On peut critiquer à l'envi la gestion du chef de l'Etat, encore soutenu aujourd'hui par une écrasante majorité parlementaire, sinon populaire. On ne peut ni ignorer le chaos que déclencheraient sa démission ou sa destitution, ni feindre de croire qu'il y aurait au macronisme une alternative rationnelle et positive. Ce n'est pas le slogan « moi ou le chaos » que j'introduis dans ce propos, c'est la réaliste lecture des chiffres. Ni la droite classique, ni les écologistes, ni la gauche traditionnelle n'ont la moindre chance d'obtenir un mandat pour la succession de M. Macron. Tout ce que nous savons de l'état de l'opinion nous porte à croire au contraire que le Rassemblement national s'emparerait très légitimement du pouvoir, et, dans cette configuration, nous ne pouvons même pas exclure que Marine Le Pen s'associe à Jean-Luc Mélenchon pour gouverner avec une majorité renforcée.
C'est exactement le schéma adopté par l'Italie. On dira avec raison que, même en Italie, le pire n'est jamais sûr, et que le gouvernement néo-fasciste et populiste qui la dirige aujourd'hui a déjà mis un peu d'eau dans son vin. Mais comment cette sinistre solution pourrait-elle convenir aux démocrates, à ceux qui croient profondément aux libertés et ne cesseront d'y croire, même si les Trump, les Poutine, les Erdogan ne cachent pas leur jubilation face aux déboires de la France ? Qu'est-ce qui pourrait justifier à nos yeux un tel recul historique, un retour au passé sinistre du siècle précédent ? Pourquoi, au nom de la difficulté à nous adapter aux nouvelles donnes, devrions-nous sombrer dans une telle ignominie ?
La réforme à l'envers
Il y a des ménages français qui travaillent mais ne parviennent pas à joindre les deux bouts. Il faut les respecter. Des inégalités grotesques se creusent : les forts s'enrichissent, les faibles coulent. Et donc, le changement doit concerner ceux qui souffrent le plus des effets de la désindustrialisation, d'un manque de solidarité entre les classes et les générations, de la difficulté à vivre dans le pays où naguère il faisait si bon vivre. Cependant, ni la démagogie, ni le mensonge, ni la présentation au peuple de programmes destructeurs comprenant par exemple l'abandon de la monnaie unique et la sortie de l'Union européenne, ne guériront de leurs maux les plus pauvres d'entre nous ; pis, ces maux en seront aggravés. La différence entre le président et les multiples oppositions qui s'acharnent contre lui, d'ailleurs sans le moindre gain politique, c'est que ses détracteurs, sincères ou cyniques, proposent des solutions inapplicables, lesquelles, en outre, ne convainquent pas grand monde.

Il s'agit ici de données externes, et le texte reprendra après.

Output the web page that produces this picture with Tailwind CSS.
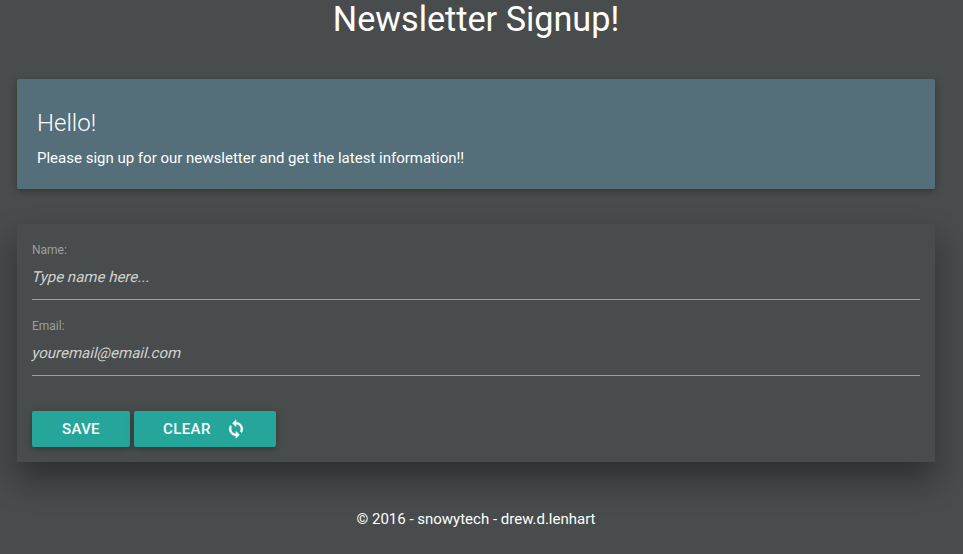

On s'en rend parfaitement compte en observant la dialectique bizarre qu'a entraînée le mouvement des gilets jaunes. Ils ont demandé des sous, ils les ont obtenus, même s'ils considèrent les gestes du président comme seulement symboliques. Mais, ce faisant, il est allé à rebours de tout ce qui avait fondé son action. On ne peut pas gagner plus si on ne produit pas plus, si on n'est pas plus qualifié, si on considère que trente-cinq heures par semaine, c'est le maximum que l'on puisse offrir, si on ne contribue pas, en somme, à la fabrication de biens assez sophistiqués pour que le client accepte de les payer plus cher. Bien sûr, ce raisonnement passe au-dessus des têtes des insurgés. C'est pourtant celui qu'ils doivent entendre.